If you are looking for an attractive but inexpensive envelope check out flexoprinting and a web-style envelope. Flexo printing has come a long way from when it was called a rubber stamp. You can also produce half tones and solid coverage.
By letting the printer/converter have the appropriate amount of time to manufacture an order and allowing them to find the most efficient raw materials for your custom order is the best way to get aggressive pricing. The materials in the envelope process (paper, patch, cartons) represent on average 35% of the envelope cost. The cost can rise 10%-20% if forced to purchase inefficient materials.

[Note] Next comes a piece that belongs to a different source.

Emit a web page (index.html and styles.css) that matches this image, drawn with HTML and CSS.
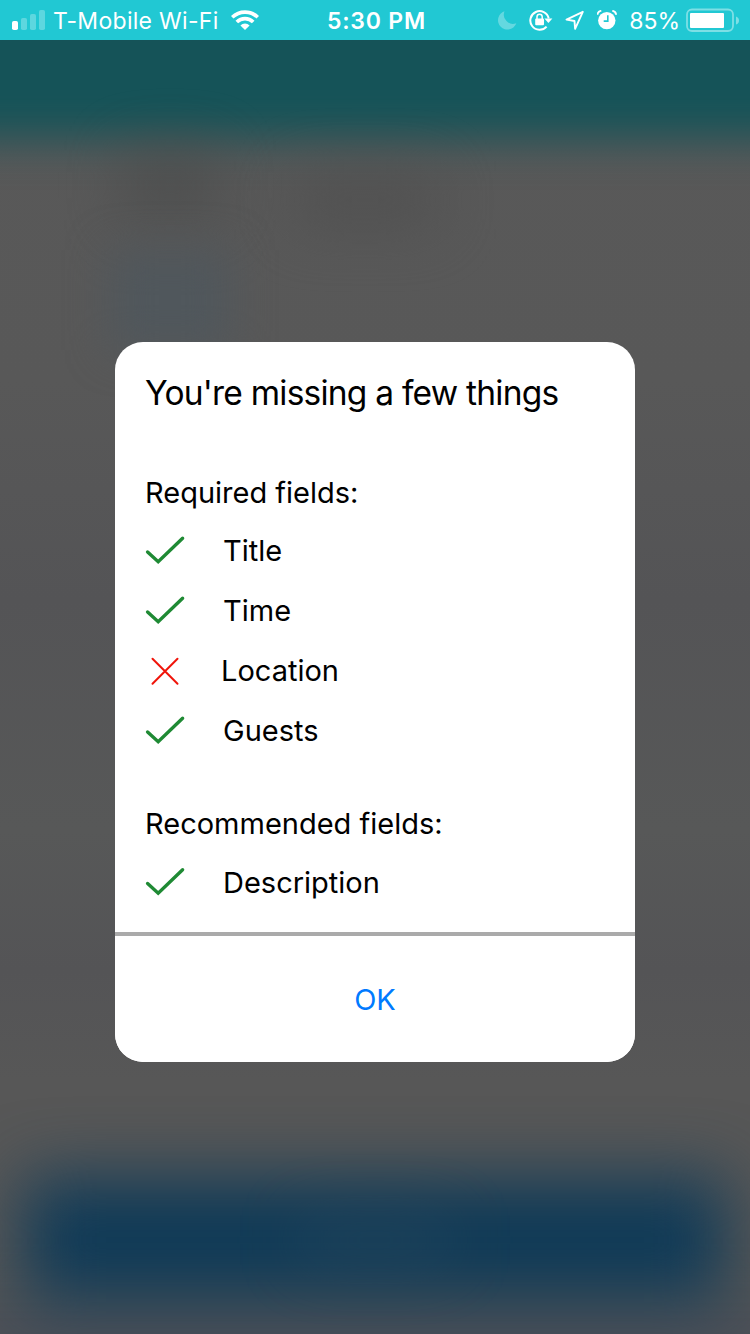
FILE: index.html
```html
<!DOCTYPE html>
<html lang="en">
<head>
<meta charset="utf-8">
<title>Missing fields</title>
<link rel="stylesheet" href="styles.css">
</head>
<body>
<div class="screen">
  <div class="backdrop">
    <div class="glow glow-header"></div>
    <div class="glow glow-title"></div>
    <div class="glow glow-subtitle"></div>
    <div class="glow glow-link"></div>
    <div class="glow glow-footer"></div>
    <div class="glow glow-button"></div>
    <div class="glow glow-label"></div>
  </div>
  <header class="status">
    <div class="status-left">
      <svg class="signal" width="34" height="22" viewBox="0 0 34 22" fill="#fff">
        <rect x="0" y="12" width="6" height="9" rx="1.8"/>
        <g opacity=".27"><rect x="9" y="9" width="6" height="12" rx="1.8"/><rect x="18" y="5" width="6" height="16" rx="1.8"/><rect x="27" y="1" width="6" height="20" rx="1.8"/></g>
      </svg>
      <span class="carrier">T-Mobile Wi-Fi</span>
      <svg class="wifi" width="28" height="20" viewBox="0 0 28 20">
        <g fill="none" stroke="#fff" stroke-width="3.7"><path d="M1.2 7.3a18.2 18.2 0 0 1 25.6 0"/><path d="M5.8 12a11.6 11.6 0 0 1 16.4 0"/></g>
        <path fill="#fff" d="M9.4 15.4a6.6 6.6 0 0 1 9.2 0L14 20z"/>
      </svg>
    </div>
    <span class="clock">5:30 PM</span>
    <div class="status-right">
      <svg width="19" height="20" viewBox="0 0 19 20"><path fill="#fff" opacity=".3" d="M6.5 1.2A9.4 9.4 0 1 0 18.3 13.2 9.2 9.2 0 0 1 6.5 1.2z"/></svg>
      <svg class="lock" width="24" height="22" viewBox="0 0 24 22">
        <path d="M17.6 17.6A9.3 9.3 0 1 1 19.7 9.5" fill="none" stroke="#fff" stroke-width="2"/>
        <path d="M15.4 9.5h8l-4 4.6z" fill="#fff"/>
        <rect x="6.2" y="9.6" width="8.8" height="6.6" rx=".9" fill="#fff"/>
        <path d="M8 10V7.8a2.6 2.6 0 0 1 5.2 0V10" fill="none" stroke="#fff" stroke-width="1.5"/>
      </svg>
      <svg class="arrow" width="20" height="20" viewBox="0 0 20 20"><path d="M17.8 1.8L1.5 9.6l8 1.4.6 7.8z" fill="none" stroke="#fff" stroke-width="1.9" stroke-linejoin="round"/></svg>
      <svg class="alarm" width="20" height="20" viewBox="0 0 20 20">
        <circle cx="9.8" cy="10.6" r="8.7" fill="#fff"/>
        <path d="M.5 4.8Q.6 1.7 4.3.7M15.3.7q3.7 1 3.8 4.1" fill="none" stroke="#fff" stroke-width="1.9"/>
        <path d="M10.8 5.3v5.8H6.7" fill="none" stroke="#21c8d3" stroke-width="1.6"/>
      </svg>
      <span class="percent">85%</span>
      <svg class="battery" width="54" height="24" viewBox="0 0 54 24">
        <rect x="1" y="1.5" width="46" height="21.5" rx="5" fill="none" stroke="#fff" stroke-opacity=".42" stroke-width="1.8"/>
        <rect x="4" y="5" width="34" height="15" rx="1" fill="#fff"/>
        <path d="M50 8.5q3 1 3 4t-3 4z" fill="#fff" opacity=".42"/>
      </svg>
    </div>
  </header>
  <main class="stage">
    <section class="dialog">
      <div class="content">
        <h1 class="title">You're missing a few things</h1>
        <h2 class="group required">Required fields:</h2>
        <ul class="list">
          <li class="row"><svg class="mark" viewBox="0 0 40 30"><path class="check" d="M2.6 16L13.2 25.7 37.6 2.2"/></svg><span>Title</span></li>
          <li class="row"><svg class="mark" viewBox="0 0 40 30"><path class="check" d="M2.6 16L13.2 25.7 37.6 2.2"/></svg><span>Time</span></li>
          <li class="row missing"><svg class="mark" viewBox="0 0 40 30"><path class="cross" d="M7.5 2.7L32.5 27.7M32.5 2.7L7.5 27.7"/></svg><span>Location</span></li>
          <li class="row"><svg class="mark" viewBox="0 0 40 30"><path class="check" d="M2.6 16L13.2 25.7 37.6 2.2"/></svg><span>Guests</span></li>
        </ul>
        <h2 class="group recommended">Recommended fields:</h2>
        <ul class="list extra">
          <li class="row"><svg class="mark" viewBox="0 0 40 30"><path class="check" d="M2.6 15.5L13.2 25.2 37.6 1.7"/></svg><span>Description</span></li>
        </ul>
      </div>
      <button class="ok">OK</button>
    </section>
  </main>
</div>
</body>
</html>
```
FILE: styles.css
```css
* { box-sizing: border-box; }
body { margin: 0; font-family: Inter, "Liberation Sans", sans-serif; }
svg { display: block; flex: none; }
h1, h2, ul { margin: 0; padding: 0; font-weight: 400; }
.screen { position: relative; display: flex; flex-direction: column; width: 750px; height: 1334px; overflow: hidden; background: #585858; }

/* Blurred form behind the dialog */
.backdrop { position: absolute; inset: 0; overflow: hidden; background: linear-gradient(#595959 0, #585858 380px, #545456 600px, #575858 830px, #545456 970px, #575757 1080px); }
.glow { position: absolute; }
.glow-header { left: -100px; right: -100px; top: -100px; height: 238px; background: #155358; filter: blur(22px); }
.glow-title { left: 120px; top: 150px; width: 100px; height: 70px; background: #484a4a; filter: blur(28px); opacity: .6; }
.glow-subtitle { left: 290px; top: 170px; width: 150px; height: 60px; background: #4d4d4d; filter: blur(28px); opacity: .6; }
.glow-link { left: 110px; top: 250px; width: 120px; height: 100px; background: #50575c; filter: blur(20px); }
.glow-footer { left: -100px; right: -100px; top: 1310px; height: 120px; background: #4b4f57; filter: blur(30px); }
.glow-button { left: 24px; top: 1178px; width: 702px; height: 124px; background: #0f3a57; filter: blur(34px); }
.glow-label { left: 300px; top: 1220px; width: 150px; height: 40px; background: #2c4a5e; filter: blur(30px); opacity: .5; }

.status { position: relative; display: grid; grid-template-columns: 1fr auto 1fr; align-items: center; height: 40px; padding: 0 10px 0 12px; background: #21c8d3; color: #fff; font-size: 23px; line-height: 40px; }
.status-left, .status-right { display: flex; align-items: center; }
.status-right { justify-content: flex-end; }
.carrier { margin-left: 7px; padding-top: 2px; line-height: 38px; width: 166px; letter-spacing: .3px; white-space: nowrap; }
.wifi { margin-left: 12px; }
.clock { padding: 2px 0 0 1px; line-height: 38px; font-weight: 600; letter-spacing: .8px; }
.lock, .arrow, .alarm { margin-left: 12px; }
.percent { margin: 0 6px 0 12px; padding-top: 2px; line-height: 38px; }

.stage { position: relative; display: flex; justify-content: center; padding-top: 302px; }
.dialog { display: flex; flex-direction: column; width: 520px; height: 720px; overflow: hidden; border-radius: 28px; background: #fff; color: #000; }
.content { display: flex; flex-direction: column; height: 594px; padding: 26px 30px 0; border-bottom: 4px solid #aaa; }
.title { font-size: 33.5px; line-height: 50px; letter-spacing: -.77px; white-space: nowrap; }
.group { font-size: 29px; line-height: 40px; white-space: nowrap; }
.required { margin-top: 55px; }
.recommended { margin-top: 43px; }
.list { display: flex; flex-direction: column; list-style: none; padding-top: 8px; }
.extra { padding-top: 9px; }
.row { display: flex; align-items: center; height: 60px; font-size: 29px; line-height: 60px; gap: 38px; }
.missing { gap: 36px; }
.mark { width: 40px; height: 30px; overflow: visible; }
.check { fill: none; stroke: #1f8a34; stroke-width: 3.4; stroke-linecap: round; }
.cross { fill: none; stroke: #f0140a; stroke-width: 2; stroke-linecap: round; }
.ok { flex: 1; border: 0; padding: 2px 0 0; background: #fff; color: #007aff; font: 400 29px/40px Inter, "Liberation Sans", sans-serif; }
```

If you are trying to create a 4 color envelope but have the budget for only 2 color, running 2 PMS colors on a jet press using a mix of screens and solids will provide a more diverse look than just two solid colors.
When running three PMS colors, it may be cost efficient to actually run 4CP as many printers discount the set up time running process vs. PMS colors.

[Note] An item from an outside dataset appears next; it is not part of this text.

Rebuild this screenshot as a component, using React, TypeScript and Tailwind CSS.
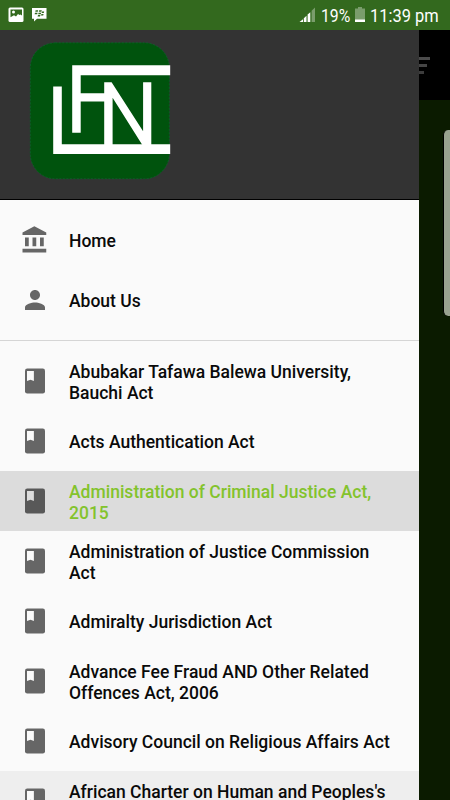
import { clsx } from 'clsx'

interface MenuEntry {
  lines: string[]
  state?: 'selected' | 'pressed'
}

const acts: MenuEntry[] = [
  { lines: ['Abubakar Tafawa Balewa University,', 'Bauchi Act'] },
  { lines: ['Acts Authentication Act'] },
  { lines: ['Administration of Criminal Justice Act,', '2015'], state: 'selected' },
  { lines: ['Administration of Justice Commission', 'Act'] },
  { lines: ['Admiralty Jurisdiction Act'] },
  { lines: ['Advance Fee Fraud AND Other Related', 'Offences Act, 2006'] },
  { lines: ['Advisory Council on Religious Affairs Act'] },
  { lines: ["African Charter on Human and Peoples's", ''], state: 'pressed' },
]

const iconPaths = {
  home: 'M4 10v7h3v-7H4zm6 0v7h3v-7h-3zM2 22h19v-3H2v3zm14-12v7h3v-7h-3zm-4.5-9L2 6v2h19V6l-9.5-5z',
  person:
    'M12 12c2.21 0 4-1.79 4-4s-1.79-4-4-4-4 1.79-4 4 1.79 4 4 4zm0 2c-2.67 0-8 1.34-8 4v2h16v-2c0-2.66-5.33-4-8-4z',
}

function MenuIcon({ path }: { path: string }) {
  return (
    <svg viewBox="0 0 24 24" className="size-[30px] shrink-0 -translate-y-px fill-[#666]">
      <path d={path} />
    </svg>
  )
}

function BookIcon({ selected }: { selected: boolean }) {
  return (
    <svg viewBox="0 0 24 24" className="size-[30px] shrink-0">
      <rect x="4" y="2" width="16" height="20" rx="1.8" className={selected ? 'fill-[#585858]' : 'fill-[#666]'} />
      <path d="M5.6 4h5.5v8L8.4 10.9 5.6 12z" className={selected ? 'fill-[#dcdcdc]' : 'fill-[#fafafa]'} />
    </svg>
  )
}

function StatusBar() {
  return (
    <header className="flex h-[30px] items-center bg-[#33691e] pl-2 text-white">
      <svg viewBox="0 0 16 16" className="size-4">
        <rect x="0.5" y="0.5" width="15" height="14.5" rx="1.5" fill="#fff" />
        <path d="M2.5 2.5h11.5v6l-1.5-1-1 .5-1.5-1-2 2.5L6 8.3l-3.5 2z" fill="#33691e" />
        <circle cx="5.5" cy="5" r="1.5" fill="#fff" />
      </svg>
      <svg viewBox="0 0 16 16" className="ml-[7px] size-4">
        <path d="M1 1h14.5v10.7H6L3 14.5v-2.8H1z" fill="#fff" />
        <g fill="#33691e">
          <path d="M4.6 3.2h2.6l-.4 1.5H4.3zM8.2 3.2h2.6l-.4 1.5H7.8zM4 5.7h2.6L6.2 7.2H3.6zM7.6 5.7h2.6l-.4 1.5H7.2zM11 4.6h2.2l-.4 1.5h-2.2zM10.4 7.1h2.2l-.4 1.5H10zM7 8h2.5L9 9.5H6.6z" />
        </g>
      </svg>
      <div className="flex-1" />
      <svg viewBox="0 0 17 16" className="h-4 w-[17px]">
        <path d="M4 12.3v2.7H.5zM4.8 11.2l2.7-2.4V15H4.8zM8.6 7.6l2.7-2.4V15H8.6z" fill="#fff" />
        <path d="M12.6 3.7L16 .5V15h-3.4z" fill="#fff" opacity="0.35" />
      </svg>
      <div className="ml-[5px] w-[30px]">
        <span className="block origin-left scale-x-[0.83] text-[19px] leading-[31px] whitespace-nowrap">19%</span>
      </div>
      <svg viewBox="0 0 10 16" className="ml-1 h-4 w-[10px]">
        <path d="M3 0h4v1.5h3V15H0V1.5h3z" fill="#fff" opacity="0.35" />
        <path d="M0 12.5h10V15H0z" fill="#fff" />
      </svg>
      <div className="ml-[5px] w-[80px]">
        <span className="block origin-left scale-x-[0.865] text-[19px] leading-[31px] whitespace-nowrap">11:39 pm</span>
      </div>
    </header>
  )
}

function Logo() {
  return (
    <svg viewBox="0 0 142 138" className="h-[138px] w-[142px]">
      <rect x="1.3" y="0.8" width="139" height="136" rx="25" fill="#00530d" stroke="#08682a" strokeWidth="0.8" strokeDasharray="2 1.5" />
      <g fill="#fff">
        <path d="M24.2 44.4h8.6v57.8h108.4v9.8h-117z" />
        <path d="M43.2 23.3h98v9.9H51.7v18h24.5v8.3H51.7v31.3h-8.5z" />
        <path d="M75.2 40.2h7.4l31.5 49V40.2h8.2v63h-8.8L83.6 55.8v47.4h-8.4z" />
      </g>
    </svg>
  )
}

function ActRow({ entry }: { entry: MenuEntry }) {
  const selected = entry.state === 'selected'

  return (
    <li
      className={clsx(
        'flex h-[60px] items-center gap-[19px] pl-5',
        selected && 'bg-[#dcdcdc] text-[#83c32c]',
        entry.state === 'pressed' && 'bg-[#eee]'
      )}
    >
      <BookIcon selected={selected} />
      <span className="pt-[3px] leading-[21px] whitespace-nowrap">
        {entry.lines.map(line => (
          <span key={line} className="block min-h-[21px]">
            {line}
          </span>
        ))}
      </span>
    </li>
  )
}

function Drawer() {
  return (
    <nav className="w-[419px] shrink-0 bg-[#fafafa] text-[17.5px] leading-[20.5px] font-medium text-[#0a0a0a]">
      <div className="h-[170px] border-b border-black bg-[#333] pt-[11.5px] pl-[29px]">
        <Logo />
      </div>
      <ul className="border-b border-[#d5d5d5] pt-[11px] pb-[9px]">
        <li className="flex h-[60px] items-center gap-[19px] pl-5">
          <MenuIcon path={iconPaths.home} />
          Home
        </li>
        <li className="flex h-[60px] items-center gap-[19px] pl-5">
          <MenuIcon path={iconPaths.person} />
          About Us
        </li>
      </ul>
      <ul className="pt-2.5">
        {acts.map(entry => (
          <ActRow key={entry.lines[0]} entry={entry} />
        ))}
      </ul>
    </nav>
  )
}

// Sliver of the page that stays visible beside the open drawer
function DimmedPage() {
  return (
    <main className="flex flex-1 flex-col overflow-hidden bg-[#0b1b00]">
      <div className="h-[70px] bg-black pt-[27px]">
        <div className="h-[3px] w-[11px] bg-[#4b4b4b]" />
        <div className="mt-[4px] h-[3px] w-2 bg-[#454545]" />
        <div className="mt-[4px] h-[3px] w-[5px] bg-[#3c3c3c]" />
      </div>
      <div className="mt-[30px] ml-6 h-[186px] w-10 shrink-0 rounded-l-[5px] border-l border-black bg-[#99a28f]" />
    </main>
  )
}

export default function App() {
  return (
    <div className="flex h-[800px] w-[450px] flex-col overflow-hidden font-['Roboto',sans-serif]">
      <StatusBar />
      <div className="flex h-[770px] overflow-hidden">
        <Drawer />
        <DimmedPage />
      </div>
    </div>
  )
}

Envelope converters will experience 1/16” variance in either direction when die cutting envelopes. Designers need to take that into account especially when their design involves colors that they do not want to bleed. Realizing the variance, a designer may choose to avoid designs where color stops at the fold of an envelope.

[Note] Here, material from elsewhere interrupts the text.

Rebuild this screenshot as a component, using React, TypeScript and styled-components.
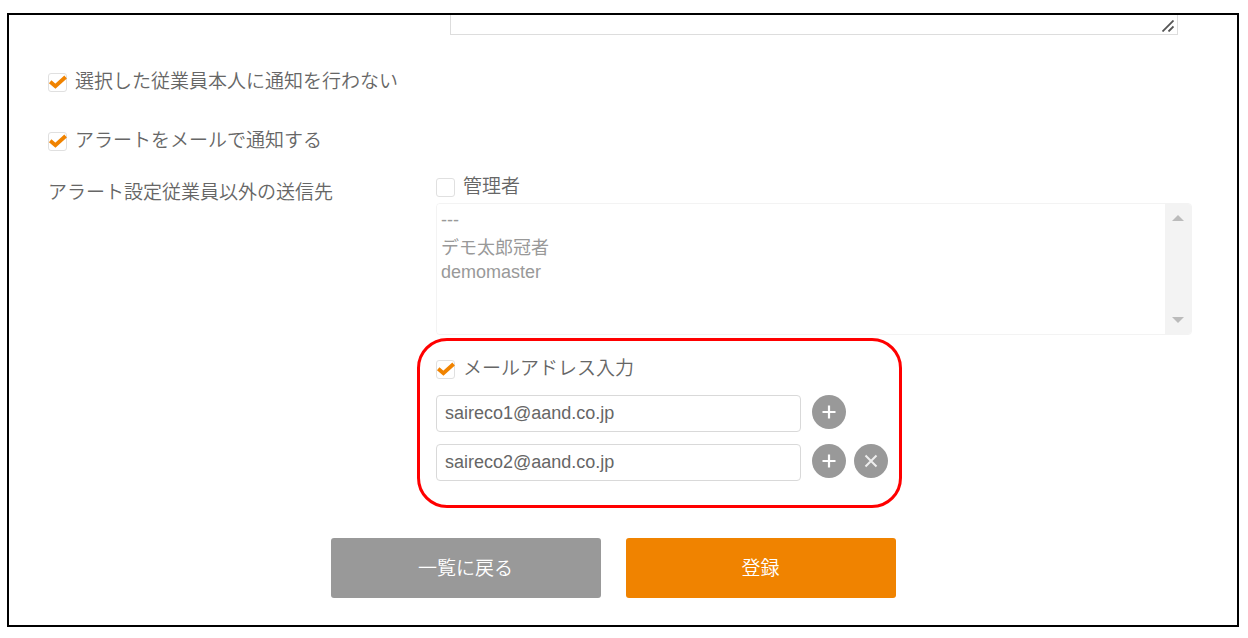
import React, { useState } from "react";
import styled, { createGlobalStyle } from "styled-components";

const GlobalStyle = createGlobalStyle`
  *, *::before, *::after { box-sizing: border-box; }
  body {
    margin: 0;
    background: #fff;
    color: #666;
    font-family: "Liberation Sans", "Noto Sans CJK JP", sans-serif;
    font-size: 19px;
    font-weight: 350;
    line-height: 28px;
  }
  button, input, select, textarea { font: inherit; color: inherit; }
`;

const Frame = styled.main`
  margin: 13px 9px 11px 7px;
  padding: 0 45px 27px 39px;
  border: 2px solid #000;
`;

const Columns = styled.div`
  display: grid;
  grid-template-columns: 388px 1fr;
`;

const MessageField = styled.div`
  grid-column: 2;
  position: relative;
  margin: 0 14px;
`;

const MessageArea = styled.textarea`
  display: block;
  width: 100%;
  height: 20px;
  padding: 0 8px;
  border: 1px solid #ddd;
  border-top: 0;
  resize: none;
  overflow: hidden;
  outline: none;
`;

const Grip = styled.svg`
  position: absolute;
  right: 4px;
  bottom: 3px;
`;

const Options = styled.div`
  display: grid;
  gap: 31px;
  margin: 33px 0 18px;
`;

const CheckLabel = styled.label`
  display: flex;
  align-items: center;
  gap: 8px;
  width: fit-content;
`;

const CheckSlot = styled.span`
  display: grid;
  width: 19px;
  height: 19px;
  margin-top: 1px;

  > * { grid-area: 1 / 1; }
`;

const CheckInput = styled.input`
  appearance: none;
  width: 19px;
  height: 19px;
  margin: 0;
  border: 1px solid #e0e0e0;
  border-radius: 3px;
  background: #fff;
`;

const Tick = styled.svg`
  pointer-events: none;
`;

const FieldTitle = styled.div`
  padding-top: 6px;
`;

const ListBox = styled.div`
  display: flex;
  height: 132px;
  margin-top: 2px;
  border: 1px solid #f3f3f3;
  border-radius: 4px;
  overflow: hidden;
`;

const Recipients = styled.select`
  flex: 1;
  min-width: 0;
  padding: 3px 0 0 4px;
  border: 0;
  background: #fff;
  font-size: 18px;
  overflow: hidden;
  outline: none;
  scrollbar-width: none;

  &:disabled { opacity: 1; }

  option {
    display: flex;
    align-items: center;
    height: 26px;
    min-height: 26px;
    padding: 0;
    color: #999;
  }
`;

const Rail = styled.div`
  display: flex;
  flex-direction: column;
  justify-content: space-between;
  align-items: center;
  width: 26px;
  padding: 11px 0;
  background: #f3f3f3;
`;

const MailGroup = styled.section`
  width: 485px;
  max-width: calc(100% + 19px);
  margin: 3px 0 0 -19px;
  padding: 14px 12px 24px 16px;
  border: 3px solid #f00;
  border-radius: 30px;
`;

const MailRows = styled.div`
  display: grid;
  gap: 12px;
  margin-top: 12px;
`;

const MailRow = styled.div`
  display: flex;
  gap: 8px;
`;

const MailInput = styled.input`
  width: 365px;
  min-width: 0;
  height: 37px;
  margin-right: 3px;
  padding: 0 8px;
  border: 1px solid #d9d9d9;
  border-radius: 4px;
  background: #fff;
  font-size: 18px;
  outline: none;
`;

const RoundButton = styled.button`
  display: grid;
  place-items: center;
  flex: none;
  width: 34px;
  height: 34px;
  padding: 0;
  border: 0;
  border-radius: 50%;
  background: #999;
`;

const Actions = styled.div`
  display: flex;
  justify-content: center;
  gap: 25px;
  margin-top: 30px;
  padding-right: 14px;
`;

const ActionButton = styled.button<{ $primary?: boolean }>`
  width: 270px;
  height: 60px;
  padding: 2px 0 0;
  border: 0;
  border-radius: 3px;
  background: ${({ $primary }) => ($primary ? "#f08300" : "#999")};
  color: #fff;
`;

type CheckProps = { label: string; initial?: boolean };

function Check({ label, initial = false }: CheckProps) {
  const [checked, setChecked] = useState(initial);
  return (
    <CheckLabel>
      <CheckSlot>
        <CheckInput
          type="checkbox"
          checked={checked}
          onChange={(e) => setChecked(e.target.checked)}
        />
        {checked && (
          <Tick width="19" height="19" viewBox="0 0 19 19" aria-hidden="true">
            <path d="M2.2 8.8 L7.4 13.2 L17.6 4" fill="none" stroke="#f08300" strokeWidth="3.8" />
          </Tick>
        )}
      </CheckSlot>
      {label}
    </CheckLabel>
  );
}

function PlusIcon() {
  return (
    <svg width="14" height="14" viewBox="0 0 14 14" aria-hidden="true">
      <path d="M7 .5V13.5M.5 7H13.5" stroke="#fff" strokeWidth="2.2" />
    </svg>
  );
}

function CrossIcon() {
  return (
    <svg width="14" height="14" viewBox="0 0 14 14" aria-hidden="true">
      <path d="M1.5 1.5L12.5 12.5M12.5 1.5L1.5 12.5" stroke="#eee" strokeWidth="2" />
    </svg>
  );
}

export default function App() {
  const [mails, setMails] = useState(["saireco1@aand.co.jp", "saireco2@aand.co.jp"]);

  const change = (index: number, value: string) =>
    setMails(mails.map((m, i) => (i === index ? value : m)));
  const addAfter = (index: number) =>
    setMails([...mails.slice(0, index + 1), "", ...mails.slice(index + 1)]);
  const remove = (index: number) => setMails(mails.filter((_, i) => i !== index));

  return (
    <>
      <GlobalStyle />
      <Frame>
        <Columns>
          <MessageField>
            <MessageArea aria-label="メッセージ" />
            <Grip width="12" height="12" viewBox="0 0 12 12" aria-hidden="true">
              <path d="M.5 11.5L11.5 .5M6.5 11.5L11.5 6.5" stroke="#555" strokeWidth="1.8" />
            </Grip>
          </MessageField>
        </Columns>

        <Options>
          <Check label="選択した従業員本人に通知を行わない" initial />
          <Check label="アラートをメールで通知する" initial />
        </Options>

        <Columns>
          <FieldTitle>アラート設定従業員以外の送信先</FieldTitle>
          <div>
            <Check label="管理者" />
            <ListBox>
              <Recipients multiple disabled size={5} aria-label="管理者">
                <option>---</option>
                <option>デモ太郎冠者</option>
                <option>demomaster</option>
              </Recipients>
              <Rail aria-hidden="true">
                <svg width="12" height="6" viewBox="0 0 12 6">
                  <path d="M6 0L12 6H0Z" fill="#bbb" />
                </svg>
                <svg width="12" height="6" viewBox="0 0 12 6">
                  <path d="M0 0H12L6 6Z" fill="#bbb" />
                </svg>
              </Rail>
            </ListBox>
            <MailGroup>
              <Check label="メールアドレス入力" initial />
              <MailRows>
                {mails.map((mail, i) => (
                  <MailRow key={i}>
                    <MailInput
                      type="email"
                      aria-label={`メールアドレス${i + 1}`}
                      value={mail}
                      onChange={(e) => change(i, e.target.value)}
                    />
                    <RoundButton type="button" aria-label="追加" onClick={() => addAfter(i)}>
                      <PlusIcon />
                    </RoundButton>
                    {i > 0 && (
                      <RoundButton type="button" aria-label="削除" onClick={() => remove(i)}>
                        <CrossIcon />
                      </RoundButton>
                    )}
                  </MailRow>
                ))}
              </MailRows>
            </MailGroup>
          </div>
        </Columns>

        <Actions>
          <ActionButton type="button">一覧に戻る</ActionButton>
          <ActionButton type="submit" $primary>
            登録
          </ActionButton>
        </Actions>
      </Frame>
    </>
  );
}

Many envelope converters have switched their traditional window high dies (metal die) to magnetic or flexible die systems. The flex dies are much less expensive making it easier than ever to create unique pistol, double and odd shaped windows designed to help get your envelope opened.
The “brown paper bag” envelope is a completely automatically insertable envelope that is manufactured on International Paper 24# Sand Kraft to give the appearance of a brown paper bag. This makes the inference “we’ve cut all corners to give you this special offer” very believable.